Workstreams are, in and of themselves, full applications. In the simplest case, they can be instantiated with some basic metadata and an agent. But more full-featured workstreams can grow large enough to warrant proper multi-file factoring and directory structures.

const workstream = new Workstream({
  name: "Clock App",
  id: "clock-workstream",
  agent: new CodexAgent(),
  checks: {
    Build: "npm run build",
  },
});

await host(workstream);

We’ll see where things go, but I have a suspicion that we’ll land on “factory” as the technical term for this — a software application that autonomously or semiautonomously produces software applications (with fully autonomous ones being “dark”). Building and operating such infrastructure seems likely to be the new epicenter of software engineering. As we formalize factories and similar systems as key entities, I predict there will be an inversion of control: Instead of agentic behaviors being managed as resources (e.g. files) inside a code repository, a code repository will become a resource managed by an external factory. I’ve explored these ideas in more depth in Enter facilities.

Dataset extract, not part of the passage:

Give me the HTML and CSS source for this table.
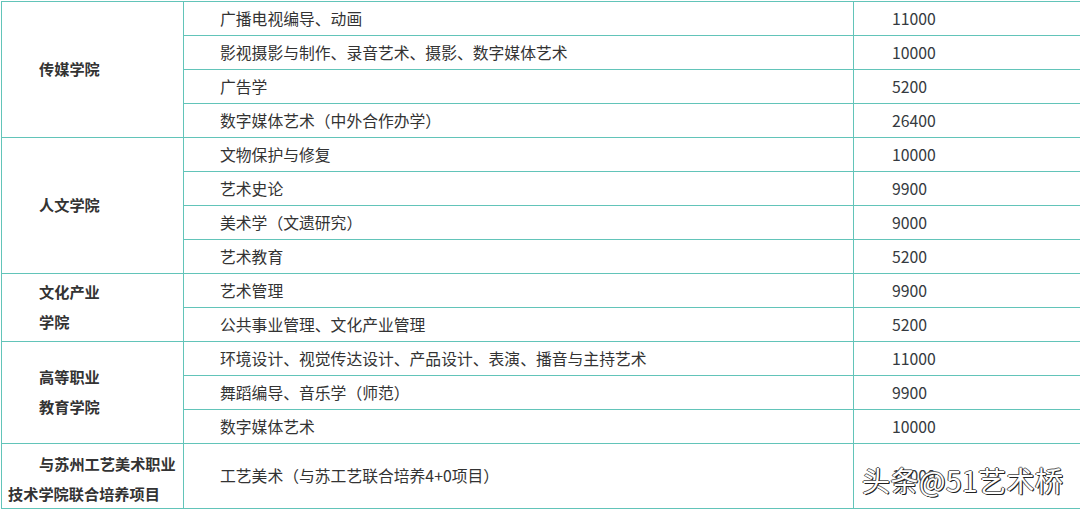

Workstreams is far enough along to be useful, but I have a lot I’d like to add:

Mac and web apps. Designing iOS first helped ensure the state was modeled well, but I still want to be able to manage agents from my desktop.
Previews. When a task is complete, I’d like a screenshot of the application included with the text summary.
Advanced checks. Linting is great to have, but I’d also like a full agentic code review to happen after task completion.
Additional language support. Currently, workstreams and hosts are all in TypeScript, but the state modeling is language agnostic. It feels a little odd having TypeScript workstreams in my non-TypeScript projects…

I can’t say for sure what direction coding agent orchestration will head this year, but I can say there’s way more power when you think outside the terminal.